I knew then having a look at this year’s Cup wasn’t going to be fun but I was reminded it could be worse when I overheard the child of a recent “A lister” asking its mother as a well know identity walked by: “what’s he supposed to be?”
So off I went – by train to Flemington. And I stupidly thought a visit to the Birdcage and a reconnoitre of the Emirates, SAAB, Moet et al obscenities would be a trip down memory lane. Hello! I must admit the private party going on in the Birdcage was full of, in the main, people like us, as our mothers used to say.
The ranks are thinning though – where are the town and country types of yesteryear? Sure, I waved to Red and Sonia, saw Roz and Sally and Andrew and Penne and some of the die-hards. Don’t tell anyone but I did see a few from Brighton and thought – things have sure have changed. Brighton. Oh dear.
In one of my better Mode columns I raised the ire of many when I reported I had actually crossed that great social divide called Dandenong Road and accepted a dinner invitation from a Brighton couple – I’d broken the habit of a lifetime and got into trouble from our own people, as our Mothers would say, and never did it again, even if it did mean not seeing Coral Knowles.
I didn’t have to – today’s “A list” seems to be overflowing with people from Brighton or people who behave as though that’s where they are from.
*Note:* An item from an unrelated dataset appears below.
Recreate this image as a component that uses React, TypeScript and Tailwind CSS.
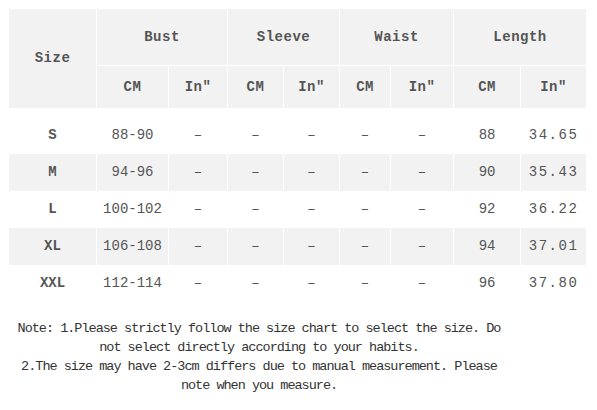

Why is it that today’s “A lister” arrives at parties with a hairdresser and drug dealer in tow and why do the women feel it’s necessary to have most of their mammary glands on show?
The women I once wrote about as a rule never behaved in such a way, and those who did – usually the Brighton girls – ended up in the bush with the photographer. And in those days the blokes didn’t appear in jeans with holes in the knees and they didn’t wear them so low over the waist that their happy trails showed; they sure didn’t wear thongs and as a rule didn’t highlight their eyes with shadow or their lips with gloss – well not obviously anyway – and one big no-no was an overload of bling – except of course if he was from Brighton.
Oh well, everything old is new again; we hope. Watch this space next year and we’ll see if things have changed.